Her sensations on the discovery made her perfectly speechless. She could not even thank him. She could only hang over little Charles, with most disordered feelings. His kindness in stepping forward to her relief -- the manner -- the silence in which it had passed -- the little particulars of the circumstance -- with the conviction soon forced on her by the noise he was studiously making with the child, that he meant to avoid hearing her thanks, and rather sought to testify that her conversation was the last of his wants, produced such a confusion of varying, but very painful agitation, as she could not recover from, till enabled by the entrance of Mary and the Miss Musgroves to make over her little patient to their cares, and leave the room. She could not stay. It might have been an opportunity of watching the loves and jealousies of the four; they were now all together, but she could stay for none of it. It was evident that Charles Hayter was not well inclined towards Captain Wentworth. She had a strong impression of his having said, in a vext tone of voice, after Captain Wentworth's interference, "You ought to have minded me, Walter; I told you not to teaze your aunt;" and could comprehend his regretting that Captain Wentworth should do what he ought to have done himself. But neither Charles Hayter's feelings, nor any body's feelings, could interest her, till she had a little better arranged her own. She was ashamed over herself, quite ashamed of being so nervous, so overcome by such a trifle; but so it was; and it required a long application of solitude and reflection to recover her.

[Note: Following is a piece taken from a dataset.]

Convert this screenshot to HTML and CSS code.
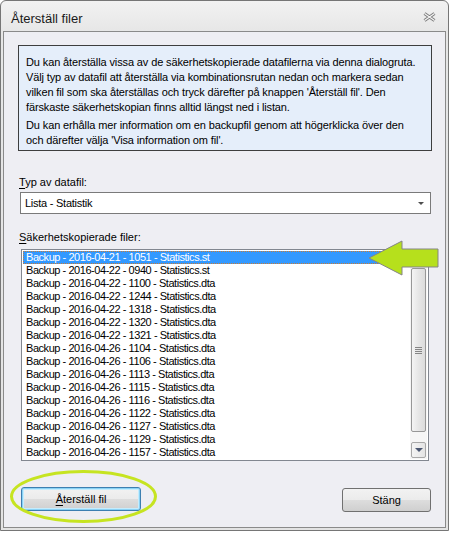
FILE: index.html
```html
<!DOCTYPE html>
<html lang="sv">
<head>
<meta charset="utf-8">
<title>Återställ filer</title>
<link rel="stylesheet" href="styles.css">
</head>
<body>
<div class="window">
  <div class="titlebar">
    <span class="title">Återställ filer</span>
    <svg class="close" width="13" height="10" viewBox="0 0 13 10">
      <path d="M1.5 1.5 L11.5 8.5 M11.5 1.5 L1.5 8.5" stroke="#7d7d7d" stroke-width="3.2" fill="none"/>
      <path d="M1.5 1.5 L11.5 8.5 M11.5 1.5 L1.5 8.5" stroke="#f6f6f6" stroke-width="1.2" fill="none"/>
    </svg>
  </div>
  <div class="client">
    <div class="info">
      <p>Du kan återställa vissa av de säkerhetskopierade datafilerna via denna dialogruta.<br>Välj typ av datafil att återställa via kombinationsrutan nedan och markera sedan<br>vilken fil som ska återställas och tryck därefter på knappen 'Återställ fil'. Den<br>färskaste säkerhetskopian finns alltid längst ned i listan.</p>
      <p>Du kan erhålla mer information om en backupfil genom att högerklicka över den<br>och därefter välja 'Visa information om fil'.</p>
    </div>
    <div class="label label-type"><u>T</u>yp av datafil:</div>
    <div class="combo">
      <span class="combo-text">Lista - Statistik</span>
      <span class="combo-arrow"></span>
    </div>
    <div class="label label-files"><u>S</u>äkerhetskopierade filer:</div>
    <div class="listbox">
      <div class="rows">
        <div class="row selected">Backup - 2016-04-21 - 1051 - Statistics.st</div>
        <div class="row">Backup - 2016-04-22 - 0940 - Statistics.st</div>
        <div class="row">Backup - 2016-04-22 - 1100 - Statistics.dta</div>
        <div class="row">Backup - 2016-04-22 - 1244 - Statistics.dta</div>
        <div class="row">Backup - 2016-04-22 - 1318 - Statistics.dta</div>
        <div class="row">Backup - 2016-04-22 - 1320 - Statistics.dta</div>
        <div class="row">Backup - 2016-04-22 - 1321 - Statistics.dta</div>
        <div class="row">Backup - 2016-04-26 - 1104 - Statistics.dta</div>
        <div class="row">Backup - 2016-04-26 - 1106 - Statistics.dta</div>
        <div class="row">Backup - 2016-04-26 - 1113 - Statistics.dta</div>
        <div class="row">Backup - 2016-04-26 - 1115 - Statistics.dta</div>
        <div class="row">Backup - 2016-04-26 - 1116 - Statistics.dta</div>
        <div class="row">Backup - 2016-04-26 - 1122 - Statistics.dta</div>
        <div class="row">Backup - 2016-04-26 - 1127 - Statistics.dta</div>
        <div class="row">Backup - 2016-04-26 - 1129 - Statistics.dta</div>
        <div class="row">Backup - 2016-04-26 - 1157 - Statistics.dta</div>
      </div>
      <div class="scrollbar">
        <div class="sb-up"></div>
        <div class="sb-thumb"><span class="grip"></span></div>
        <div class="sb-track"></div>
        <div class="sb-down"><span class="down-tri"></span></div>
      </div>
    </div>
    <div class="buttons">
      <button class="btn btn-restore"><u>Å</u>terställ fil</button>
      <button class="btn btn-close">Stäng</button>
    </div>
  </div>

  <svg class="annot-arrow" width="74" height="38" viewBox="0 0 74 38">
    <polygon points="2,19 35,2 35,10 71,10 71,28 35,28 35,36" fill="#b6e01c" stroke="#858585" stroke-width="1"/>
  </svg>
  <svg class="annot-ellipse" width="152" height="57" viewBox="0 0 152 57">
    <ellipse cx="75.5" cy="28.5" rx="72" ry="25" fill="none" stroke="#c6e421" stroke-width="3"/>
  </svg>
</div>
</body>
</html>
```

FILE: styles.css
```css
html, body {
  margin: 0;
  padding: 0;
  background: #ffffff;
}

body {
  font-family: "Liberation Sans", "DejaVu Sans", sans-serif;
  font-size: 11px;
  color: #000;
}

.window {
  position: relative;
  width: 449px;
  height: 531px;
  box-sizing: border-box;
  border: 1px solid #767676;
  border-radius: 6px 6px 0 0;
  background: linear-gradient(#f2f2f2, #e6e6e6 32px, #e3e3e3);
  padding: 0 2px 2px 2px;
  display: flex;
  flex-direction: column;
}

.titlebar {
  height: 30px;
  display: flex;
  align-items: center;
  justify-content: space-between;
  padding: 0 10px 0 8px;
  flex: none;
}

.title {
  font-size: 13px;
  color: #1a1a1a;
  margin-top: 5px;
}

.close {
  margin-top: 2px;
}

.client {
  flex: 1;
  border: 1px solid #8a8a8a;
  background: #eeeef3;
  display: flex;
  flex-direction: column;
  align-items: flex-start;
}

.info {
  margin: 13px 0 0 14px;
  width: 414px;
  height: 106px;
  box-sizing: border-box;
  border: 1px solid #3e3e3e;
  background: #e5eefa;
  padding: 9px 6px 0 7px;
  white-space: nowrap;
  letter-spacing: -0.12px;
}

.info p {
  margin: 0;
  line-height: 15px;
}

.info p + p {
  margin-top: 3px;
}

.label {
  line-height: 14px;
  margin-left: 15px;
}

.label u {
  text-decoration-thickness: 1px;
  text-underline-offset: 2px;
}

.label-type {
  margin-top: 24px;
}

.combo {
  margin: 3px 0 0 16px;
  width: 411px;
  height: 22px;
  box-sizing: border-box;
  border: 1px solid #7a7a7a;
  background: #fff;
  display: flex;
  align-items: center;
  justify-content: space-between;
  padding: 0 6px 0 4px;
}

.combo-text {
  letter-spacing: -0.25px;
}

.combo-arrow {
  width: 0;
  height: 0;
  border-left: 3px solid transparent;
  border-right: 3px solid transparent;
  border-top: 3px solid #4e4e4e;
  margin-top: 1px;
}

.label-files {
  margin-top: 16px;
}

.listbox {
  margin: 5px 0 0 17px;
  width: 408px;
  height: 212px;
  box-sizing: border-box;
  border: 1px solid #828790;
  background: #fff;
  padding: 1px;
  display: flex;
}

.rows {
  flex: 1;
}

.row {
  height: 13px;
  line-height: 13px;
  padding-left: 3px;
  white-space: nowrap;
  letter-spacing: -0.45px;
}

.row.selected {
  background: #3399ff;
  color: #fff;
  outline: 1px dotted #c97c36;
  outline-offset: -1px;
}

.scrollbar {
  width: 17px;
  background: #f6f6f6;
  display: flex;
  flex-direction: column;
  align-items: center;
}

.sb-up {
  height: 17px;
  flex: none;
}

.sb-thumb {
  width: 15px;
  height: 164px;
  box-sizing: border-box;
  border: 1px solid #979797;
  border-radius: 2px;
  background: linear-gradient(to right, #f4f4f4, #e6e6e6 50%, #dcdcdc);
  display: flex;
  align-items: center;
  justify-content: center;
  flex: none;
}

.grip {
  width: 7px;
  height: 7px;
  background: repeating-linear-gradient(#858585 0 1px, transparent 1px 2px);
}

.sb-track {
  flex: 1;
}

.sb-down {
  width: 15px;
  height: 16px;
  box-sizing: border-box;
  border: 1px solid #a8a8a8;
  border-radius: 2px;
  background: linear-gradient(to right, #f4f4f4, #e4e4e4);
  display: flex;
  align-items: center;
  justify-content: center;
  margin-bottom: 1px;
  flex: none;
}

.down-tri {
  width: 0;
  height: 0;
  border-left: 4px solid transparent;
  border-right: 4px solid transparent;
  border-top: 4px solid #4a5670;
}

.buttons {
  margin: 26px 0 0 17px;
  width: 410px;
  display: flex;
  justify-content: space-between;
}

.btn {
  font-family: "Liberation Sans", "DejaVu Sans", sans-serif;
  font-size: 11px;
  color: #000;
  height: 24px;
  box-sizing: border-box;
  border: 1px solid #707070;
  border-radius: 3px;
  background: linear-gradient(#f2f2f2, #ebebeb 50%, #dddddd 51%, #cfcfcf);
  padding: 0;
}

.btn u {
  text-underline-offset: 2px;
}

.btn-restore {
  width: 120px;
  border-color: #3c7fb1;
  box-shadow: inset 0 0 0 1px #8ad2f5, inset 0 0 0 2px #c5ecfd;
}

.btn-close {
  width: 89px;
  margin-top: 1px;
}

.annot-arrow {
  position: absolute;
  left: 366px;
  top: 238px;
}

.annot-ellipse {
  position: absolute;
  left: 7px;
  top: 467px;
}
```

~Persuasion (with original spelling)
The picture used in this post was found at Solitary Elegance.

4 comments:

nsowers said...

I thoroughly enjoy that scene. And I LOVE the picture that accompanied it! It's exactly how one would pictue it, although I confess that I "saw" it from the opposite angle; from Anne's left side. :) But I really like the admiration she feels towards Cptn. W. for "rescuing" her. What maiden doesn't enjoy being rescued? :) Thanks for posting it.

Ana said...

Nikki,
I know, this is one of my favorite scenes, obviously, since I posted it. :) But yes, I love the picture too!! Also, I KNOW!!!! I "saw" it from Anne's left side too. :) We're so funny. :) I love how it describes what she feels toward Captain Wentworth; thankfulness, yet sad, unsure, and scared. :) Amazing how Jane writes!!! Thanks for your comment!!!

Robert said...

I enjoyed that scene.Since it wasn't in either of the movies I wasn't too familiar with it.It shows Anne's mixed feelings about Wentworth and gives Wentworth a chance to help Anne out.I also liked the artwork that went with it.

Ana said...

Robert~
Yes, I was very sad when I found out that neither movie had this scene, I really wanted to see someone act it out!